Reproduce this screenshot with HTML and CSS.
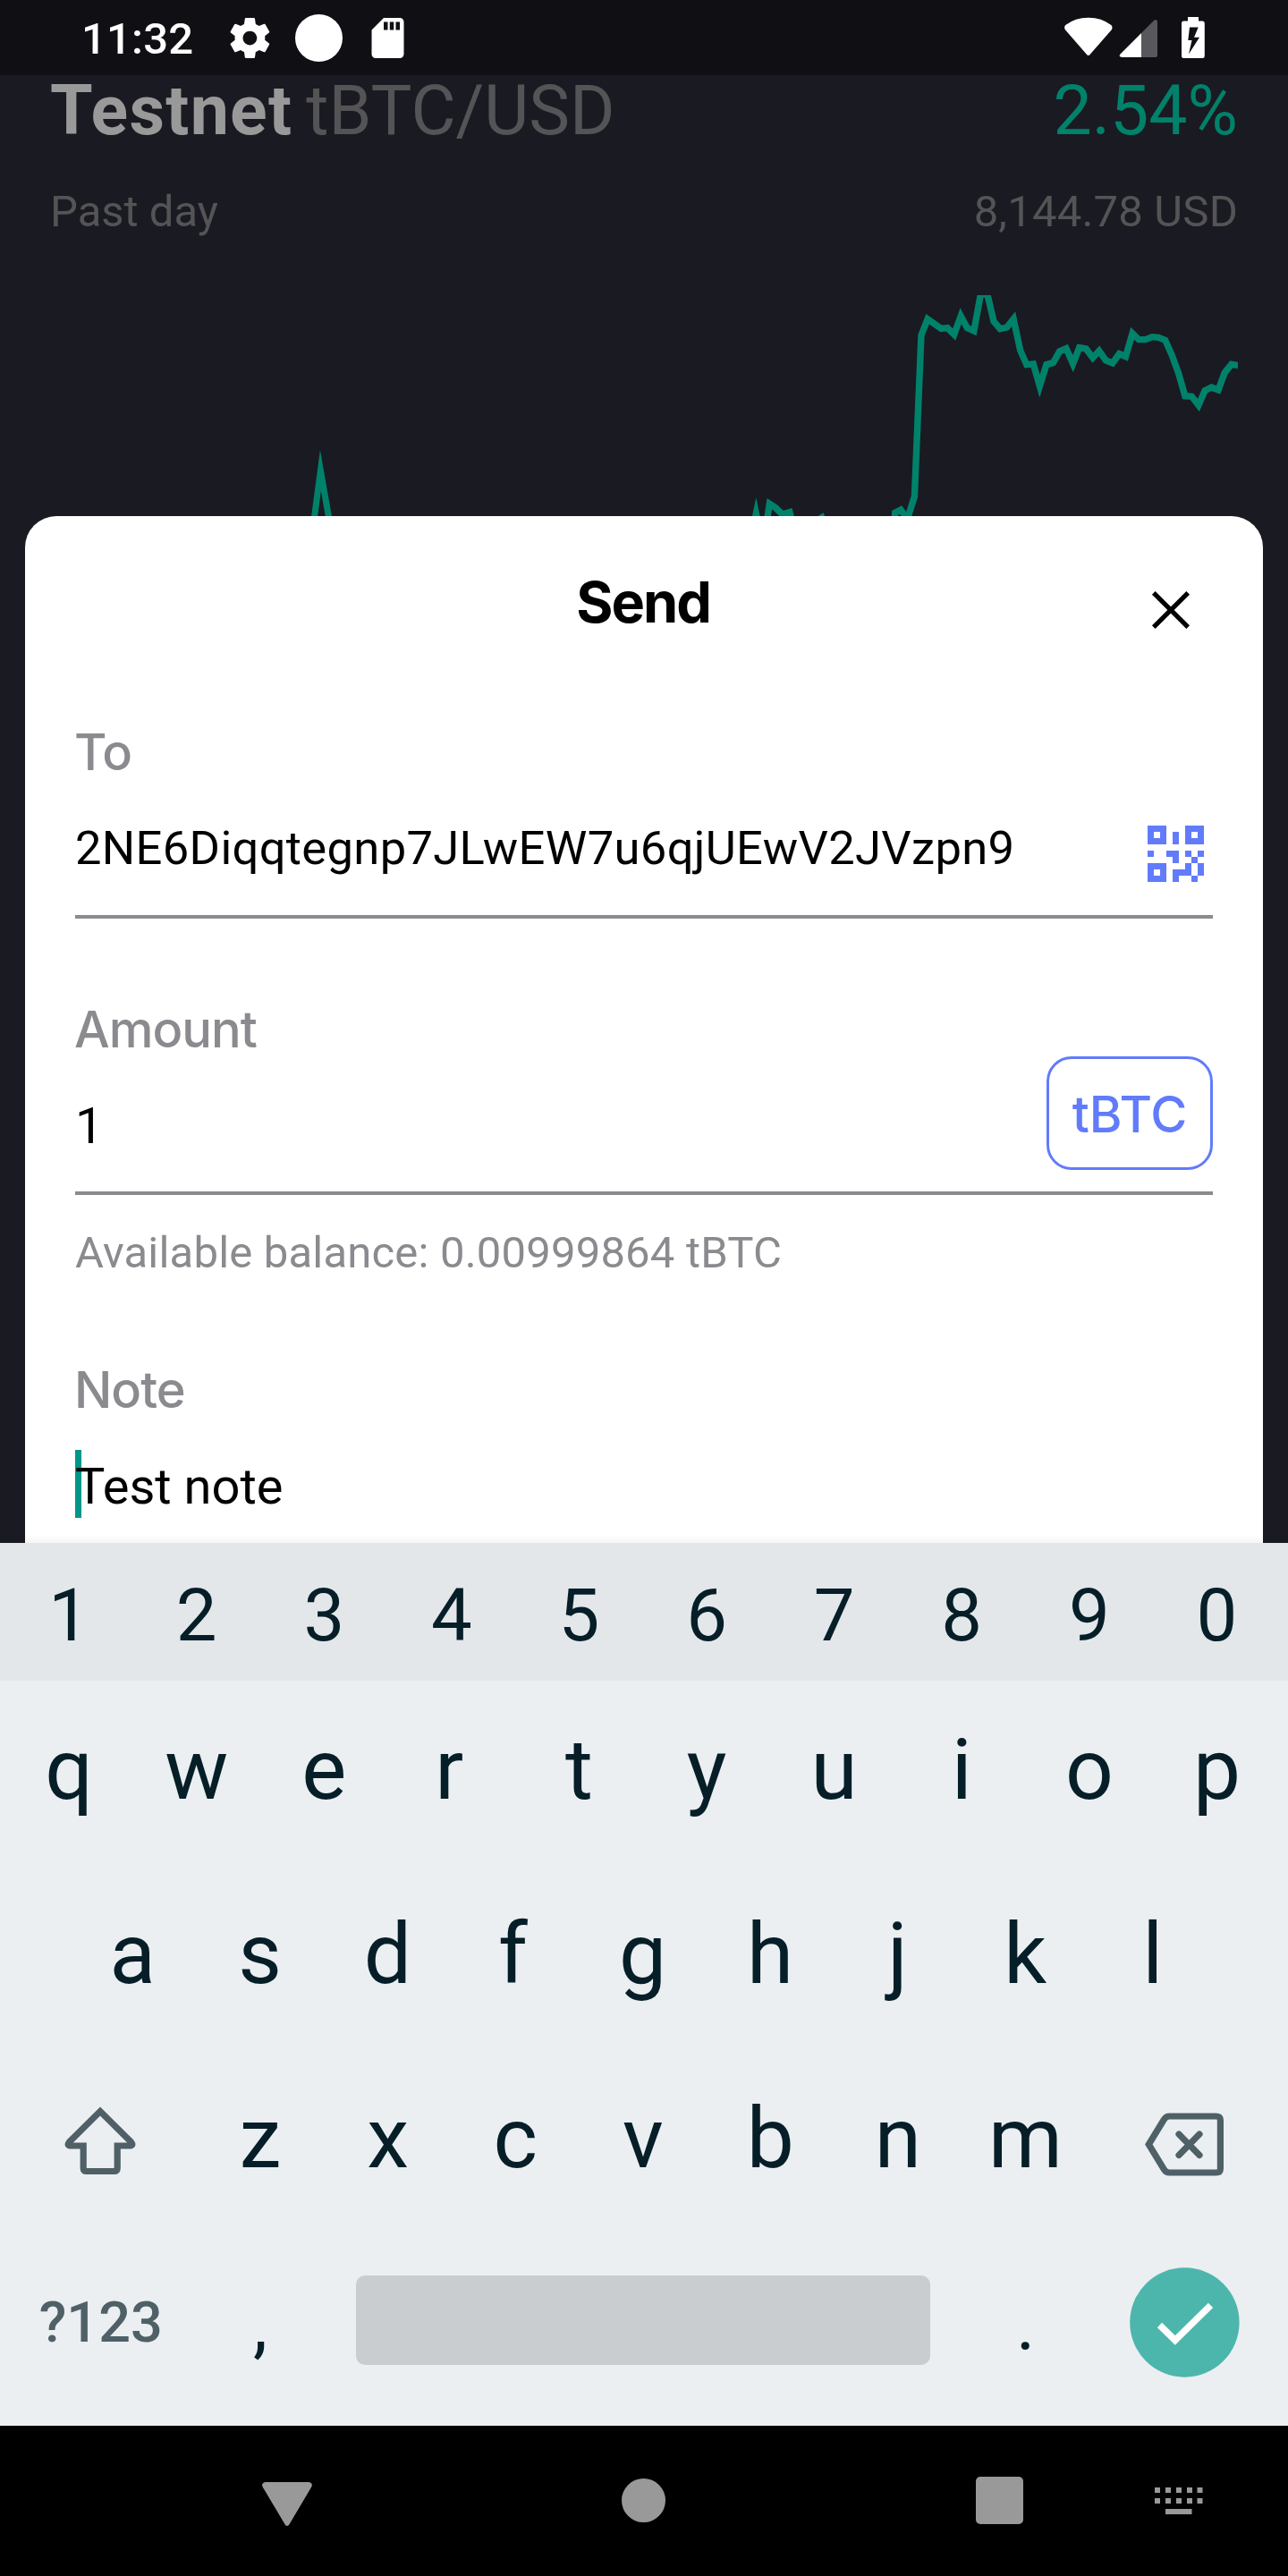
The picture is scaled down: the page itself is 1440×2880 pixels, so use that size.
FILE: index.html
```html
<!DOCTYPE html>
<html lang="en">
<head>
<meta charset="utf-8">
<title>Send</title>
<link rel="stylesheet" href="styles.css">
</head>
<body>
<div class="status">
  <span class="clock">11:32</span>
  <svg class="gear" width="54" height="84" viewBox="252 0 54 84"><path fill="#fff" transform="translate(252.4 15.5) scale(2.25)" d="M19.43 12.98c.04-.32.07-.64.07-.98s-.03-.66-.07-.98l2.11-1.65c.19-.15.24-.42.12-.64l-2-3.46c-.12-.22-.39-.3-.61-.22l-2.49 1c-.52-.4-1.08-.73-1.69-.98l-.38-2.65C14.46 2.18 14.25 2 14 2h-4c-.25 0-.46.18-.49.42l-.38 2.65c-.61.25-1.17.59-1.69.98l-2.49-1c-.23-.09-.49 0-.61.22l-2 3.46c-.13.22-.07.49.12.64l2.11 1.65c-.04.32-.07.65-.07.98s.03.66.07.98l-2.11 1.65c-.19.15-.24.42-.12.64l2 3.46c.12.22.39.3.61.22l2.49-1c.52.4 1.08.73 1.69.98l.38 2.65c.03.24.24.42.49.42h4c.25 0 .46-.18.49-.42l.38-2.65c.61-.25 1.17-.59 1.69-.98l2.49 1c.23.09.49 0 .61-.22l2-3.46c.12-.22.07-.49-.12-.64l-2.11-1.65zM12 15.5c-1.93 0-3.5-1.57-3.5-3.5s1.57-3.5 3.5-3.5 3.5 1.57 3.5 3.5-1.57 3.5-3.5 3.5z"/></svg>
  <svg class="dot" width="54" height="84" viewBox="330 0 54 84"><circle cx="356.5" cy="42.5" r="26.5" fill="#fff"/></svg>
  <svg class="card" width="54" height="84" viewBox="407 0 54 84"><path fill="#fff" transform="translate(406.5 15.5) scale(2.25)" d="M18 2h-8L4.02 8 4 20c0 1.1.9 2 2 2h12c1.1 0 2-.9 2-2V4c0-1.1-.9-2-2-2zm-6 6h-2V4h2v4zm3 0h-2V4h2v4zm3 0h-2V4h2v4z"/></svg>
  <svg class="signals" width="160" height="84" viewBox="1190 0 160 84">
    <path fill="#fff" d="M1191.3 28Q1202 19.7 1216.800 19.700T1242.300 28Q1244.300 30 1243 33L1219 60.500Q1216.800 63.500 1214.600 60.500L1190.700 33Q1189.300 30 1191.300 28z"/>
    <path fill="#57575c" d="M1276 37L1290 23Q1294 20.500 1294 25V62Q1294 64 1292 64H1276z"/>
    <path fill="#fff" d="M1276 37V64H1254Q1250.500 63.500 1252.500 60.500z"/>
    <path fill="#fff" fill-rule="evenodd" d="M1328 19H1340V23.500H1344.500Q1346.800 23.500 1346.800 26V62.500Q1346.800 65 1344.500 65H1323.500Q1321 65 1321 62.500V26Q1321 23.500 1323.500 23.500H1328zM1330 30.500L1328.300 45H1332.500L1329 60.500L1341 41.800H1335L1339.700 30.500z"/>
  </svg>
</div>

<div class="market">
  <div class="pair">
    <div><b>Testnet</b><span class="ticker">tBTC/USD</span></div>
    <span class="change">2.54%</span>
  </div>
  <div class="range"><span>Past day</span><span class="price">8,144.78 USD</span></div>
  <svg class="chart" width="1328" height="247" viewBox="56 330 1328 247">
    <g fill="none" stroke="#00826a" stroke-width="7" stroke-miterlimit="20">
      <path d="M349.900 590L358.400 526L369.600 590"/>
      <path d="M839 603L845.300 573.300L851.500 603"/>
      <g stroke-width="7.400">
        <polyline vector-effect="non-scaling-stroke" transform="translate(820 300) scale(.3954 .33333)" points="94,850 102,790 120,804 138,825 159,818 168,860"/>
        <polyline vector-effect="non-scaling-stroke" transform="translate(820 300) scale(.3954 .33333)" points="230,850 250,836 262,870"/>
        <polyline vector-effect="non-scaling-stroke" transform="translate(820 300) scale(.3954 .33333)" points="455,860 457,820 473,810 492,840 512,765 531,225 549,170 568,186 587,202 605,200 624,222 643,160 661,200 680,210 699,87 718,87 736,178 754,203 773,198 792,170 811,275 829,323 848,321 866,395 885,323 904,317 922,279 941,269 960,320 978,266 997,270 1016,300 1034,277 1053,309 1072,318 1091,287 1109,296 1128,218 1146,239 1165,239 1184,230 1202,232 1221,241 1240,292 1258,350 1277,428 1296,430 1315,459 1333,410 1352,399 1371,408 1389,350 1408,322 1427,326"/>
      </g>
    </g>
  </svg>
</div>

<div class="sheet">
  <div class="sheet-head">
    <h1>Send</h1>
    <svg class="close" width="48" height="48" viewBox="-24 -24 48 48"><path d="M-19.200 -19.200L19.200 19.200M19.200 -19.200L-19.200 19.200" stroke="#000" stroke-width="5.200"/></svg>
  </div>
  <div class="field">
    <label>To</label>
    <div class="row">
      <span class="value address">2NE6Diqqtegnp7JLwEW7u6qjUEwV2JVzpn9</span>
      <svg class="qr" width="63" height="63" viewBox="0 0 9 9" shape-rendering="crispEdges"><path fill="#617bfb" fill-rule="evenodd" d="M0 0h3v3H0zM1 1v1h1V1zM6 0h3v3H6zM7 1v1h1V1zM0 6h3v3H0zM1 7v1h1V7zM4 1h1v2H4zM0 4h1v1H0zM3 4h2v2H4V5H3zM6 4h1v1H6zM8 4h1v1H8zM7 5h1v1H7zM6 6h1v2H5v1H4V7h2zM8 6h1v2H8zM7 8h1v1H7z"/></svg>
    </div>
  </div>
  <div class="field amount">
    <label>Amount</label>
    <div class="row">
      <span class="value">1</span>
      <span class="unit">tBTC</span>
    </div>
  </div>
  <div class="balance">Available balance: 0.00999864 tBTC</div>
  <div class="field note">
    <label>Note</label>
    <div class="value caret">Test note</div>
  </div>
</div>

<div class="keyboard">
  <div class="keys digits"><span>1</span><span>2</span><span>3</span><span>4</span><span>5</span><span>6</span><span>7</span><span>8</span><span>9</span><span>0</span></div>
  <div class="keys"><span>q</span><span>w</span><span>e</span><span class="narrow">r</span><span>t</span><span>y</span><span>u</span><span>i</span><span>o</span><span>p</span></div>
  <div class="keys inset"><span>a</span><span>s</span><span>d</span><span class="narrow">f</span><span>g</span><span>h</span><span>j</span><span>k</span><span>l</span></div>
  <div class="keys">
    <span class="wide"><svg width="90" height="206" viewBox="69 2291 90 206"><path fill="none" stroke="#4f6067" stroke-width="7.200" d="M113 2360.500L147.500 2394.800Q151 2399 145.500 2399H132.200V2424Q132.200 2427.500 128.700 2427.500H97.700Q94.200 2427.500 94.200 2424V2399H80.500Q75 2399 78.500 2394.800z"/></svg></span>
    <span>z</span><span>x</span><span>c</span><span>v</span><span>b</span><span>n</span><span>m</span>
    <span class="wide"><svg width="100" height="206" viewBox="1275 2291 100 206"><g fill="none" stroke="#4f6067" stroke-width="7.200"><path d="M1284.300 2397.500L1301.500 2369.500Q1303.500 2366 1307.500 2366H1359.500Q1364.400 2366 1364.400 2370.500V2424.500Q1364.400 2429 1359.500 2429H1307.500Q1303.500 2429 1301.500 2425.500z"/><path stroke-linecap="round" d="M1318 2386L1341 2409.500M1341 2386L1318 2409.500"/></g></svg></span>
  </div>
  <div class="keys bottom">
    <span class="wide mode">?123</span>
    <span class="mark">,</span>
    <span class="space"></span>
    <span class="mark">.</span>
    <span class="wide"><svg class="done" width="123" height="123" viewBox="1264 2535 123 123"><circle cx="1325.400" cy="2596.500" r="61.200" fill="#4db6ac"/><path fill="none" stroke="#fff" stroke-width="7.500" d="M1297.500 2599.500L1314.800 2616.500L1354.500 2577.300"/></svg></span>
  </div>
</div>

<div class="nav">
  <svg class="back" width="56" height="50" viewBox="292.800 2775 56 50"><path fill="#999" d="M296.500 2775H345Q350 2776 348 2780.500L322.800 2823Q320.800 2825 318.800 2823L293.500 2780.500Q291.500 2776 296.500 2775z"/></svg>
  <span class="home"></span>
  <span class="recent"></span>
  <svg class="ime" width="54" height="32" viewBox="0 0 54 32"><path fill="#999" d="M0 1h6v6H0zM12 1h6v6h-6zM24 1h6v6h-6zM36 1h6v6h-6zM47.500 1h6v6h-6zM0 13h6v6H0zM12 13h6v6h-6zM24 13h6v6h-6zM36 13h6v6h-6zM47.500 13h6v6h-6zM12 25h29.500v6H12z"/></svg>
</div>
</body>
</html>
```
FILE: styles.css
```css
* { box-sizing: border-box; }
body {
  margin: 0;
  width: 1440px;
  height: 2880px;
  overflow: hidden;
  background: #1a1a22;
  font-family: Roboto, sans-serif;
  display: flex;
  flex-direction: column;
}
svg { display: block; flex: none; }

.status { height: 84px; background: #100f14; display: flex; color: #fff; }
.clock { width: 161px; margin-left: 91px; padding-top: 2px; font-size: 49px; font-weight: 500; line-height: 84px; letter-spacing: .2px; }
.dot { margin-left: 24px; }
.card { margin-left: 23px; }
.signals { margin-left: 729px; }

.market { height: 493px; padding: 1px 56px 0; }
.pair { display: flex; justify-content: space-between; font-size: 77px; line-height: 78px; white-space: nowrap; }
.pair b { color: #999; letter-spacing: 1.3px; }
.ticker { color: #545456; margin-left: 15px; }
.change { color: #00826a; }
.range { margin-top: 44px; display: flex; justify-content: space-between; font-size: 49px; line-height: 60px; color: #545456; }
.price { letter-spacing: .2px; }
.chart { margin-top: 63px; }

.sheet { height: 1148px; margin: 0 28px; padding: 58px 56px 0; background: #fff; border-radius: 35px 35px 0 0; }
.sheet-head { display: grid; grid-template-columns: 1fr auto 1fr; height: 76px; }
h1 { grid-column: 2; margin: 0 2px 0 0; font: 700 63px/76px Inter, sans-serif; letter-spacing: -2px; color: #000; }
.close { justify-self: end; margin: 23px 23px 0 0; }
.field { margin-top: 96px; }
.field label { display: block; margin-left: -1px; font: 500 56px/68px Inter, sans-serif; letter-spacing: -1px; color: #8a8a8f; }
.row { height: 152px; border-bottom: 4px solid #8a8a8f; display: flex; justify-content: space-between; }
.value { margin-top: 42px; font-size: 56px; line-height: 64px; color: #000; }
.address { margin-top: 41px; font-size: 52.5px; letter-spacing: .33px; }
.qr { margin: 48px 10px 0 0; }
.amount { margin-top: 90px; }
.amount .row { height: 151px; }
.unit { width: 186px; height: 127px; margin-top: -4px; border: 3.500px solid #617bfb; border-radius: 28px; text-align: center; font: 500 56px/124px Inter, sans-serif; color: #617bfb; }
.balance { margin-top: 35px; font-size: 49px; line-height: 60px; letter-spacing: .19px; color: #8a8a8f; }
.note { margin-top: 89px; }
.caret { position: relative; z-index: 0; }
.caret::before { content: ""; position: absolute; z-index: -1; left: 0; top: -9px; width: 7px; height: 76px; background: #009688; }

.keyboard { position: relative; height: 987px; background: #ebeff2; box-shadow: 0 0 12px rgba(0, 0, 0, .08); color: #061e27; }
.keys { display: flex; height: 206px; padding: 0 5.800px; font-size: 94.500px; line-height: 199px; }
.keys span { flex: none; width: 142.600px; text-align: center; }
.keys .wide { width: 213.900px; display: flex; justify-content: center; }
.keys .narrow { padding-right: 5px; }
.digits { height: 154px; background: #e3e7ea; font-size: 81.500px; line-height: 163px; }
.inset { padding-left: 76.800px; }
.keys .mode { font-size: 63px; font-weight: 500; line-height: 199px; color: #4f6067; }
.keys .mark { font-size: 81px; line-height: 206px; }
.keys .space { width: 642px; height: 100px; margin: 47px 35px 0 36px; border-radius: 10px; background: #c9cdd0; }
.done { margin-top: 38px; }

.nav { height: 168px; background: #000; display: flex; }
.back { margin: 63px 0 0 293px; }
.home { width: 49px; height: 49px; margin: 59px 0 0 346px; border-radius: 50%; background: #999; }
.recent { width: 53px; height: 53px; margin: 57px 0 0 347px; border-radius: 5px; background: #999; }
.ime { margin: 68px 0 0 147px; }
```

● **PROMPT**
Look for "size" and pull out every line that has it.

● **CORRECT RESULT**
The picture is scaled down: the page itself is 1440×2880 pixels, so use that size.
.clock { width: 161px; margin-left: 91px; padding-top: 2px; font-size: 49px; font-weight: 500; line-height: 84px; letter-spacing: .2px; }
.pair { display: flex; justify-content: space-between; font-size: 77px; line-height: 78px; white-space: nowrap; }
.range { margin-top: 44px; display: flex; justify-content: space-between; font-size: 49px; line-height: 60px; color: #545456; }
.value { margin-top: 42px; font-size: 56px; line-height: 64px; color: #000; }
.address { margin-top: 41px; font-size: 52.5px; letter-spacing: .33px; }
.balance { margin-top: 35px; font-size: 49px; line-height: 60px; letter-spacing: .19px; color: #8a8a8f; }
.keys { display: flex; height: 206px; padding: 0 5.800px; font-size: 94.500px; line-height: 199px; }
.digits { height: 154px; background: #e3e7ea; font-size: 81.500px; line-height: 163px; }
.keys .mode { font-size: 63px; font-weight: 500; line-height: 199px; color: #4f6067; }
.keys .mark { font-size: 81px; line-height: 206px; }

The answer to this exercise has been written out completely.